Goal -> Repeat the listing exactly as given, omitting every image.

== Information provided

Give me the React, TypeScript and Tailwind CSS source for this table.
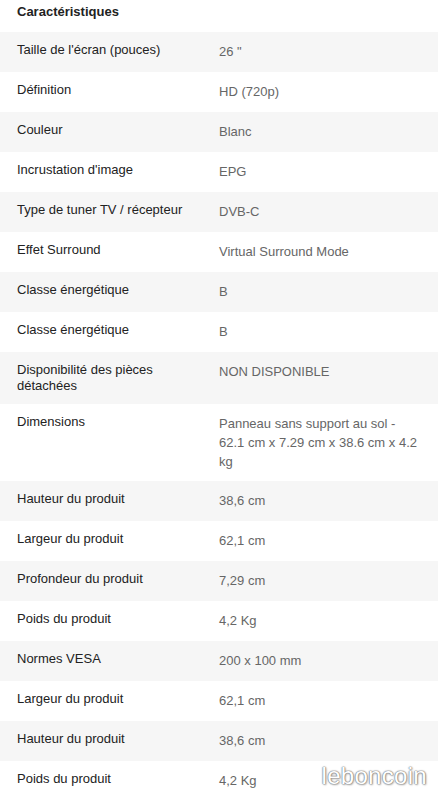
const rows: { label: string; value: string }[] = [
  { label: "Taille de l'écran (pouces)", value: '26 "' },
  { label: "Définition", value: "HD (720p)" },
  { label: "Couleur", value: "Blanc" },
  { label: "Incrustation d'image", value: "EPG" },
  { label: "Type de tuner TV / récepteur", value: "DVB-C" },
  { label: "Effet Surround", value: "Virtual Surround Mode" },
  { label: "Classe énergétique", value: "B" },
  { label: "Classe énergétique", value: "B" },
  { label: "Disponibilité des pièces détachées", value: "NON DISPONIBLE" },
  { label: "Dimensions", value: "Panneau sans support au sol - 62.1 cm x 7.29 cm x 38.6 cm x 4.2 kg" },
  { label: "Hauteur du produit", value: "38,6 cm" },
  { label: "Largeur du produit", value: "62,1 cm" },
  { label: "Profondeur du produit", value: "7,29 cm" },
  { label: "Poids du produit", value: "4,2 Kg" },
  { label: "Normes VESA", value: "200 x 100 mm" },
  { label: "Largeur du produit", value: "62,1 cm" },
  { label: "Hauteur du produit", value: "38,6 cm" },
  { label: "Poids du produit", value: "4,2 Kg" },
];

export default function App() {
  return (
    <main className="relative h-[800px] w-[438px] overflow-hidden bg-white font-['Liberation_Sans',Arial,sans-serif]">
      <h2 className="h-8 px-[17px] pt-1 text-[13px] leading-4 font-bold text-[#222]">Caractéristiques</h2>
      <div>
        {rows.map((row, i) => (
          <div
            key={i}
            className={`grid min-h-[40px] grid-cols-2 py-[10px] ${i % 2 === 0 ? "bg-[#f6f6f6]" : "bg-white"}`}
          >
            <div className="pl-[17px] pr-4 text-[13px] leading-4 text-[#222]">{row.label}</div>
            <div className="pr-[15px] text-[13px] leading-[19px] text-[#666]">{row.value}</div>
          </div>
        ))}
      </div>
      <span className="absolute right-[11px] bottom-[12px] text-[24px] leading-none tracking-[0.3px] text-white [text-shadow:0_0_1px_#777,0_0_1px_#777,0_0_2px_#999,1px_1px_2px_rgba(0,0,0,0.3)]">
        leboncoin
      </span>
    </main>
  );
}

====

Expected answer ->
Give me the React, TypeScript and Tailwind CSS source for this table.
const rows: { label: string; value: string }[] = [
  { label: "Taille de l'écran (pouces)", value: '26 "' },
  { label: "Définition", value: "HD (720p)" },
  { label: "Couleur", value: "Blanc" },
  { label: "Incrustation d'image", value: "EPG" },
  { label: "Type de tuner TV / récepteur", value: "DVB-C" },
  { label: "Effet Surround", value: "Virtual Surround Mode" },
  { label: "Classe énergétique", value: "B" },
  { label: "Classe énergétique", value: "B" },
  { label: "Disponibilité des pièces détachées", value: "NON DISPONIBLE" },
  { label: "Dimensions", value: "Panneau sans support au sol - 62.1 cm x 7.29 cm x 38.6 cm x 4.2 kg" },
  { label: "Hauteur du produit", value: "38,6 cm" },
  { label: "Largeur du produit", value: "62,1 cm" },
  { label: "Profondeur du produit", value: "7,29 cm" },
  { label: "Poids du produit", value: "4,2 Kg" },
  { label: "Normes VESA", value: "200 x 100 mm" },
  { label: "Largeur du produit", value: "62,1 cm" },
  { label: "Hauteur du produit", value: "38,6 cm" },
  { label: "Poids du produit", value: "4,2 Kg" },
];

export default function App() {
  return (
    <main className="relative h-[800px] w-[438px] overflow-hidden bg-white font-['Liberation_Sans',Arial,sans-serif]">
      <h2 className="h-8 px-[17px] pt-1 text-[13px] leading-4 font-bold text-[#222]">Caractéristiques</h2>
      <div>
        {rows.map((row, i) => (
          <div
            key={i}
            className={`grid min-h-[40px] grid-cols-2 py-[10px] ${i % 2 === 0 ? "bg-[#f6f6f6]" : "bg-white"}`}
          >
            <div className="pl-[17px] pr-4 text-[13px] leading-4 text-[#222]">{row.label}</div>
            <div className="pr-[15px] text-[13px] leading-[19px] text-[#666]">{row.value}</div>
          </div>
        ))}
      </div>
      <span className="absolute right-[11px] bottom-[12px] text-[24px] leading-none tracking-[0.3px] text-white [text-shadow:0_0_1px_#777,0_0_1px_#777,0_0_2px_#999,1px_1px_2px_rgba(0,0,0,0.3)]">
        leboncoin
      </span>
    </main>
  );
}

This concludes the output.